W kolejnej części występu, Depeche Mode zagrali utwory z nowej płyty -  My Favourite Stranger, Soul With Me, Ghosts Again. Przy singlu (Ghosts Again) Arena ponownie roztańczyła się, ale to wszystko było dopiero przedsmakiem przed głównym daniem. I Feel You z charakterystyczną gitarą rozwaliło system. Do tego doszło A Pain That I'm Used To, Wrong i John the Revelator. Jednak najwięcej emocji było podczas utworu World in My Eyes. Wówczas na ekranie pojawiła się fotografia trzeciego "Depesza", czyli Andy'ego Fletchera, który zmarł w 2022 roku. Osobiście czekałem jednak na Stripped. Kocham te głębokie elektroniczne dźwięki. Cudownie było doświadczyć tego utworu na żywo. 
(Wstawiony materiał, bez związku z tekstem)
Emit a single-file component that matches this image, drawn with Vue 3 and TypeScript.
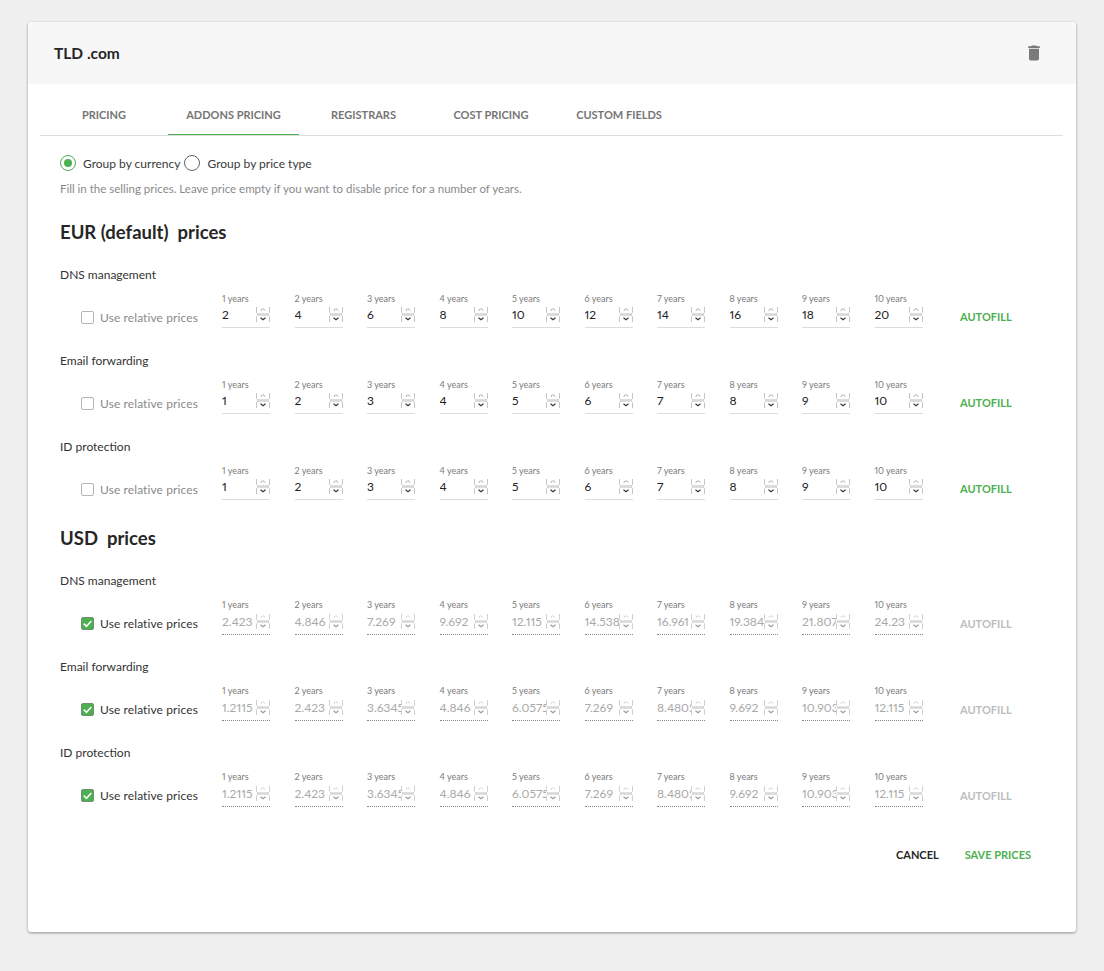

Wisienką na torcie, jak przy okazji wielu koncertów Depeche Mode, jest kultowa melodia i wspólne śpiewanie z zespołem jednej z moich ulubionych piosenek w ogóle, czyli Enjoy the Silence

Atmosfera koncertu sięgnęła zenitu, ale na bis dostaliśmy jeszcze kilka perełek. Akustyczna wersja Condemnation, która została zaśpiewana bardzo emocjonalnie. Just Can't Get Enough rozhulał wszystkich zgromadzonych. A najgenialniejszym momentem wydarzenia była "fala rąk" podczas uwielbianego przeze mnie kawałka Never Let Me Down Again. W pewnym momencie pod koniec utworu, Dave dał sygnał do tej "fali rąk" i wtedy publiczność intensywnie zaczęła machać rękami w rytmie nadanym przez frontmana zespołu. Efekt  - można zobaczyć sobie fragmenty na YouTube - zapiera dech w piersi. Niezapomniana chwila. 

Koncert zakończył się rockowym Personal Jesus. I pewnie każdy fan chciałby, aby koncert trwał kolejną godzinę, a zespół wykonał wiele innych i znanych piosenek, ale nic nie trwa wiecznie i koncert kiedyś musiał się skończyć. 

Doświadczenie warte każdych pieniędzy. I jak ktoś ma jakieś wątpliwości, czy szarpnąć się i kupić bilet to mam nadzieję, że powyższy tekst daje jednoznaczną odpowiedź. Trzeba inwestować w takie doznania kulturalne, bo bez nich życie stanie się zbyt nudne.